Bei so viel High Society musste ich beim Abendessen ja wenigstens den Frooonck Ribery geben und mir die Pay Dirt Chocolate Cake bestellen – natürlich nur echt mit Goldüberzug. 😀 War auch total lecker! Also keine Ahnung wegen des Goldes. Das fiel nicht weiter ins Gewicht – glücklicherweise auch nicht in den Preis. 😉
Morgen also zurück nach Yukon – wie gesagt, anders ginge es hier nur per Schiff raus. Und dann bald auch schon wieder in Richtung Süden zur Kenai Halbinsel.
Ich schließe mit erneuten, wichtigen Lebensweisheiten aus der Gastronomiebranche. Wahr gesprochen, wie … nach ein paar Bier. 😉
Lasst es Euch gutgehen.
Marco
Hallo, mein Marco, ja dieses Hin-und Her des Grenzverlaufs ist schon verwirrend und die ständige Zeitänderung auch. Aber wohl eher für dich vorort. Aber ich zähl schon mehrfach am Tag vor und zurück, um sicher zu sein, ob es bei dir morgens oder abends ist.
Ich bin sowas von gespannt auf die „wirklichen“ Fotos !
Die Städtchen sind sehr interessant und schön anzusehen. Hotel mit eigenem Gemüsegarten, das hat was.
Aber ich denke, die Landschaft, die Seen, die Berge, die Weite…das ist es, was begeistert.
Also weiter viel fotografieren, genießen und allzeit gute Fahrt. Denn da summieren sich die Kilometer und die wollen auch bewältigt werden.

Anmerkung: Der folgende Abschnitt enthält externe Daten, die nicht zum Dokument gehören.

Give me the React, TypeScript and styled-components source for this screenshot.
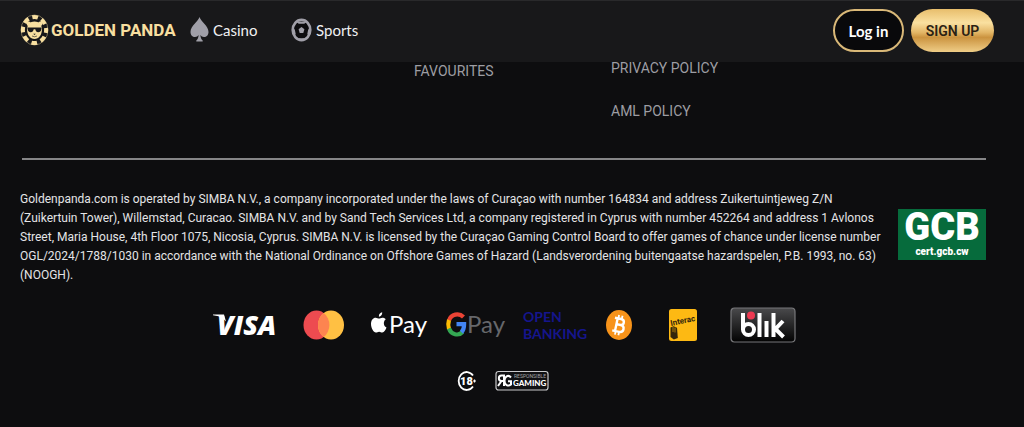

Gaaanz liebe Grüsse, Mutti
Hi Marco, ich bin wieder einmal beeindruckt, u.a. von dem kapitalen Tortenstück. Es ist wohl nicht möglich, eine derartige Torte mit nach Hildesheim zu bringen? Das wäre doch etwas…
Grüße
Wolf
Schon eingepackt. Kann aber sein, daß das Gold abblättert, bis ich zurück bin. 😉 Im Ernst, mal schauen, ob ich nicht auch in Hildesheim ein klassisches Stück American Mud Cake für Dich auftreibe.